═════ Collected material

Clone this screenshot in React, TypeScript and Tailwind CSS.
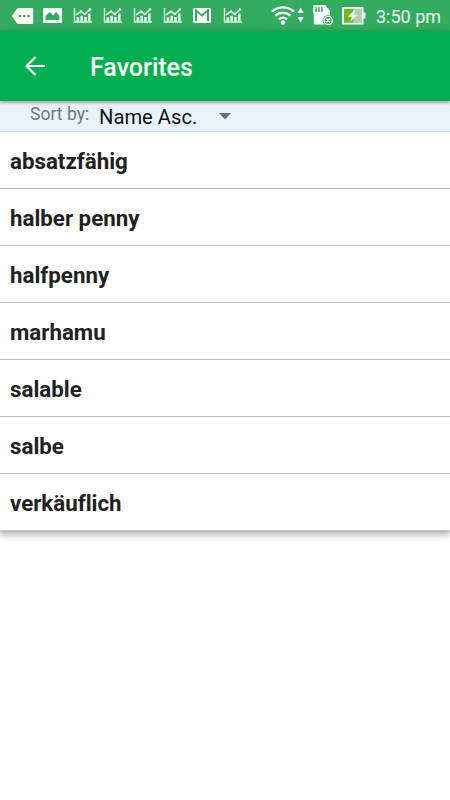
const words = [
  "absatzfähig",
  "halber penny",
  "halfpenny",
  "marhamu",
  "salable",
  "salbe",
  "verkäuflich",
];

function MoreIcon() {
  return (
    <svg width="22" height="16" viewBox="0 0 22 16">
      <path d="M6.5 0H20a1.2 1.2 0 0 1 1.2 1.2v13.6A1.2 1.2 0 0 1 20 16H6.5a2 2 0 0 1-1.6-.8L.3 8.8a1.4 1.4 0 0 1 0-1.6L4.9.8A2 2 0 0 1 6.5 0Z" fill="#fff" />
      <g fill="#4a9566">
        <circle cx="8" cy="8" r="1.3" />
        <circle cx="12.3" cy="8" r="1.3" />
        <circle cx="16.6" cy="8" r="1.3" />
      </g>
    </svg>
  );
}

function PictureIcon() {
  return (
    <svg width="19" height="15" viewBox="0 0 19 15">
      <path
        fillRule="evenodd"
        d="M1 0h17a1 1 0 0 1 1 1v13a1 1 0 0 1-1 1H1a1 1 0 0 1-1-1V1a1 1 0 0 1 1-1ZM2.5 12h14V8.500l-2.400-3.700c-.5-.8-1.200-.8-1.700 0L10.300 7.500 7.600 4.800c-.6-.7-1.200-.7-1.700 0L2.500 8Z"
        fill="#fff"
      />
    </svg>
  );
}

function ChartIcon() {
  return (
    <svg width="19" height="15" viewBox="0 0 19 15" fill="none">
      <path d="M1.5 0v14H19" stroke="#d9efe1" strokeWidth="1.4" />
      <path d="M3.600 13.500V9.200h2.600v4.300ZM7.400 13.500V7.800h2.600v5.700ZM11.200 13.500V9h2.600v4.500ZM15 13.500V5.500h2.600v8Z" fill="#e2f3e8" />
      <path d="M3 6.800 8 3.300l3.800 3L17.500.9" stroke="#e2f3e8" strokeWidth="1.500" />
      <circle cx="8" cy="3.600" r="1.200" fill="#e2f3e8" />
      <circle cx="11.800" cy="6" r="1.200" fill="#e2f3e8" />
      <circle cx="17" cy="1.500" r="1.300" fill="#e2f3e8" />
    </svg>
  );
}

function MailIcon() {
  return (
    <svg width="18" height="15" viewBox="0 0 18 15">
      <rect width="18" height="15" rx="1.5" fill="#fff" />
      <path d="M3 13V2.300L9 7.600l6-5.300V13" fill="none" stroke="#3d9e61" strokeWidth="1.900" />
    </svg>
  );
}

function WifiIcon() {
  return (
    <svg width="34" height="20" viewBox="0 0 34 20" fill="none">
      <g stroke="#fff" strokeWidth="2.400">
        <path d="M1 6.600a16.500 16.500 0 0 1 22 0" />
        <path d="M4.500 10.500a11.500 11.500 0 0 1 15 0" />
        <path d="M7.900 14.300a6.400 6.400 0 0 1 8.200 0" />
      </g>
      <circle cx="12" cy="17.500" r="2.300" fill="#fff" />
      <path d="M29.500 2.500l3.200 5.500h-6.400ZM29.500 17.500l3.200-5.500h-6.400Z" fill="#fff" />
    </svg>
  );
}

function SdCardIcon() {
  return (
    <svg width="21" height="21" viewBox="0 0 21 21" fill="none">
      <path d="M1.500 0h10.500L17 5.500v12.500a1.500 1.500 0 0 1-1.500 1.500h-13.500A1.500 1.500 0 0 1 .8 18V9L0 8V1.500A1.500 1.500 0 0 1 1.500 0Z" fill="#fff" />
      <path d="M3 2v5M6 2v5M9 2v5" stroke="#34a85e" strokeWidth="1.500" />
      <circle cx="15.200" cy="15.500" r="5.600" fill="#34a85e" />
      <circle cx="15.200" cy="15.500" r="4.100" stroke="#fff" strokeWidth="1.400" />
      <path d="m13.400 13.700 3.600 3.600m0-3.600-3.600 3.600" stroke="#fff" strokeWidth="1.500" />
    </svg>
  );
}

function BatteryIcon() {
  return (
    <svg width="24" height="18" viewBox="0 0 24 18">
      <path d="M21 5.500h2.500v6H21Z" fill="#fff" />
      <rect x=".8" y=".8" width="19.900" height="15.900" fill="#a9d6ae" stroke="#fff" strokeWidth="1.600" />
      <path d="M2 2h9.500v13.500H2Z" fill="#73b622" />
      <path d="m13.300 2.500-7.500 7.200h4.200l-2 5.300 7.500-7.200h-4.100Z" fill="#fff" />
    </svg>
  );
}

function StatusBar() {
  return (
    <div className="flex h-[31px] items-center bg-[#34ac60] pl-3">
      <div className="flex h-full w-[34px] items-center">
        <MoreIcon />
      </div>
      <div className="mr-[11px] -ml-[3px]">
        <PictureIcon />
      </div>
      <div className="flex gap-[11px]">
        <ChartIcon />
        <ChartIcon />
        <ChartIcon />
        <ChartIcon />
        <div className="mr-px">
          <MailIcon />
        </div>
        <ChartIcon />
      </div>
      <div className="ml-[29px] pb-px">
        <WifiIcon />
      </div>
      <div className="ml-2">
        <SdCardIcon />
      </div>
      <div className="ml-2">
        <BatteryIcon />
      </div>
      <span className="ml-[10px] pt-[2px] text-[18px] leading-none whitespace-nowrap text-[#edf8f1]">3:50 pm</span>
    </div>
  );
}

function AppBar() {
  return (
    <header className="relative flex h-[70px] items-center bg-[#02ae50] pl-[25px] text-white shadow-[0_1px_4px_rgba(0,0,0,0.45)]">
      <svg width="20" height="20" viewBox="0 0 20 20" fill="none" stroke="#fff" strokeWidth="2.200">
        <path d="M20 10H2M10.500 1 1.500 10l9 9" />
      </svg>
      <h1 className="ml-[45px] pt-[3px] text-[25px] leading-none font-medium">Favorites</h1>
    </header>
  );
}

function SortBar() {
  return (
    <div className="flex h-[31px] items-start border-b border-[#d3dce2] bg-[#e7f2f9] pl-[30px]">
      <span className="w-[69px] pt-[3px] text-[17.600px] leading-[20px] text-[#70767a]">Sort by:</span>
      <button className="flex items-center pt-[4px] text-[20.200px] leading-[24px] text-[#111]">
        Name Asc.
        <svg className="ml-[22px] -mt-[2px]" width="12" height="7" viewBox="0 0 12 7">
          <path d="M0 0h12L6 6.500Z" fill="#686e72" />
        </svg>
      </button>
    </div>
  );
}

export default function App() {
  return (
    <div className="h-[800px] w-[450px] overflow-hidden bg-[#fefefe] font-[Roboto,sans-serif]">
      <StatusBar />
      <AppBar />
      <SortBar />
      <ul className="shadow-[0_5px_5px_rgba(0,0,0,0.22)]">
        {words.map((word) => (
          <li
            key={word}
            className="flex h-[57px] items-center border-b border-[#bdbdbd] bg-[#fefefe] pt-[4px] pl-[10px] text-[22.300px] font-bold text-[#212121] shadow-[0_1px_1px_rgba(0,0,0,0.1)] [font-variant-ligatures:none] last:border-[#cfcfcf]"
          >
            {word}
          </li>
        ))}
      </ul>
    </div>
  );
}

══════════

* Requirement: Every line above should be returned exactly; the pictures stay out.

* Solution for this exercise:
Clone this screenshot in React, TypeScript and Tailwind CSS.
const words = [
  "absatzfähig",
  "halber penny",
  "halfpenny",
  "marhamu",
  "salable",
  "salbe",
  "verkäuflich",
];

function MoreIcon() {
  return (
    <svg width="22" height="16" viewBox="0 0 22 16">
      <path d="M6.5 0H20a1.2 1.2 0 0 1 1.2 1.2v13.6A1.2 1.2 0 0 1 20 16H6.5a2 2 0 0 1-1.6-.8L.3 8.8a1.4 1.4 0 0 1 0-1.6L4.9.8A2 2 0 0 1 6.5 0Z" fill="#fff" />
      <g fill="#4a9566">
        <circle cx="8" cy="8" r="1.3" />
        <circle cx="12.3" cy="8" r="1.3" />
        <circle cx="16.6" cy="8" r="1.3" />
      </g>
    </svg>
  );
}

function PictureIcon() {
  return (
    <svg width="19" height="15" viewBox="0 0 19 15">
      <path
        fillRule="evenodd"
        d="M1 0h17a1 1 0 0 1 1 1v13a1 1 0 0 1-1 1H1a1 1 0 0 1-1-1V1a1 1 0 0 1 1-1ZM2.5 12h14V8.500l-2.400-3.700c-.5-.8-1.200-.8-1.700 0L10.300 7.500 7.600 4.800c-.6-.7-1.200-.7-1.700 0L2.500 8Z"
        fill="#fff"
      />
    </svg>
  );
}

function ChartIcon() {
  return (
    <svg width="19" height="15" viewBox="0 0 19 15" fill="none">
      <path d="M1.5 0v14H19" stroke="#d9efe1" strokeWidth="1.4" />
      <path d="M3.600 13.500V9.200h2.600v4.300ZM7.400 13.500V7.800h2.600v5.700ZM11.200 13.500V9h2.600v4.500ZM15 13.500V5.500h2.600v8Z" fill="#e2f3e8" />
      <path d="M3 6.800 8 3.300l3.800 3L17.500.9" stroke="#e2f3e8" strokeWidth="1.500" />
      <circle cx="8" cy="3.600" r="1.200" fill="#e2f3e8" />
      <circle cx="11.800" cy="6" r="1.200" fill="#e2f3e8" />
      <circle cx="17" cy="1.500" r="1.300" fill="#e2f3e8" />
    </svg>
  );
}

function MailIcon() {
  return (
    <svg width="18" height="15" viewBox="0 0 18 15">
      <rect width="18" height="15" rx="1.5" fill="#fff" />
      <path d="M3 13V2.300L9 7.600l6-5.300V13" fill="none" stroke="#3d9e61" strokeWidth="1.900" />
    </svg>
  );
}

function WifiIcon() {
  return (
    <svg width="34" height="20" viewBox="0 0 34 20" fill="none">
      <g stroke="#fff" strokeWidth="2.400">
        <path d="M1 6.600a16.500 16.500 0 0 1 22 0" />
        <path d="M4.500 10.500a11.500 11.500 0 0 1 15 0" />
        <path d="M7.900 14.300a6.400 6.400 0 0 1 8.200 0" />
      </g>
      <circle cx="12" cy="17.500" r="2.300" fill="#fff" />
      <path d="M29.500 2.500l3.200 5.500h-6.400ZM29.500 17.500l3.200-5.500h-6.400Z" fill="#fff" />
    </svg>
  );
}

function SdCardIcon() {
  return (
    <svg width="21" height="21" viewBox="0 0 21 21" fill="none">
      <path d="M1.500 0h10.500L17 5.500v12.500a1.500 1.500 0 0 1-1.500 1.500h-13.500A1.500 1.500 0 0 1 .8 18V9L0 8V1.500A1.500 1.500 0 0 1 1.500 0Z" fill="#fff" />
      <path d="M3 2v5M6 2v5M9 2v5" stroke="#34a85e" strokeWidth="1.500" />
      <circle cx="15.200" cy="15.500" r="5.600" fill="#34a85e" />
      <circle cx="15.200" cy="15.500" r="4.100" stroke="#fff" strokeWidth="1.400" />
      <path d="m13.400 13.700 3.600 3.600m0-3.600-3.600 3.600" stroke="#fff" strokeWidth="1.500" />
    </svg>
  );
}

function BatteryIcon() {
  return (
    <svg width="24" height="18" viewBox="0 0 24 18">
      <path d="M21 5.500h2.500v6H21Z" fill="#fff" />
      <rect x=".8" y=".8" width="19.900" height="15.900" fill="#a9d6ae" stroke="#fff" strokeWidth="1.600" />
      <path d="M2 2h9.500v13.500H2Z" fill="#73b622" />
      <path d="m13.300 2.500-7.500 7.200h4.200l-2 5.300 7.500-7.200h-4.100Z" fill="#fff" />
    </svg>
  );
}

function StatusBar() {
  return (
    <div className="flex h-[31px] items-center bg-[#34ac60] pl-3">
      <div className="flex h-full w-[34px] items-center">
        <MoreIcon />
      </div>
      <div className="mr-[11px] -ml-[3px]">
        <PictureIcon />
      </div>
      <div className="flex gap-[11px]">
        <ChartIcon />
        <ChartIcon />
        <ChartIcon />
        <ChartIcon />
        <div className="mr-px">
          <MailIcon />
        </div>
        <ChartIcon />
      </div>
      <div className="ml-[29px] pb-px">
        <WifiIcon />
      </div>
      <div className="ml-2">
        <SdCardIcon />
      </div>
      <div className="ml-2">
        <BatteryIcon />
      </div>
      <span className="ml-[10px] pt-[2px] text-[18px] leading-none whitespace-nowrap text-[#edf8f1]">3:50 pm</span>
    </div>
  );
}

function AppBar() {
  return (
    <header className="relative flex h-[70px] items-center bg-[#02ae50] pl-[25px] text-white shadow-[0_1px_4px_rgba(0,0,0,0.45)]">
      <svg width="20" height="20" viewBox="0 0 20 20" fill="none" stroke="#fff" strokeWidth="2.200">
        <path d="M20 10H2M10.500 1 1.500 10l9 9" />
      </svg>
      <h1 className="ml-[45px] pt-[3px] text-[25px] leading-none font-medium">Favorites</h1>
    </header>
  );
}

function SortBar() {
  return (
    <div className="flex h-[31px] items-start border-b border-[#d3dce2] bg-[#e7f2f9] pl-[30px]">
      <span className="w-[69px] pt-[3px] text-[17.600px] leading-[20px] text-[#70767a]">Sort by:</span>
      <button className="flex items-center pt-[4px] text-[20.200px] leading-[24px] text-[#111]">
        Name Asc.
        <svg className="ml-[22px] -mt-[2px]" width="12" height="7" viewBox="0 0 12 7">
          <path d="M0 0h12L6 6.500Z" fill="#686e72" />
        </svg>
      </button>
    </div>
  );
}

export default function App() {
  return (
    <div className="h-[800px] w-[450px] overflow-hidden bg-[#fefefe] font-[Roboto,sans-serif]">
      <StatusBar />
      <AppBar />
      <SortBar />
      <ul className="shadow-[0_5px_5px_rgba(0,0,0,0.22)]">
        {words.map((word) => (
          <li
            key={word}
            className="flex h-[57px] items-center border-b border-[#bdbdbd] bg-[#fefefe] pt-[4px] pl-[10px] text-[22.300px] font-bold text-[#212121] shadow-[0_1px_1px_rgba(0,0,0,0.1)] [font-variant-ligatures:none] last:border-[#cfcfcf]"
          >
            {word}
          </li>
        ))}
      </ul>
    </div>
  );
}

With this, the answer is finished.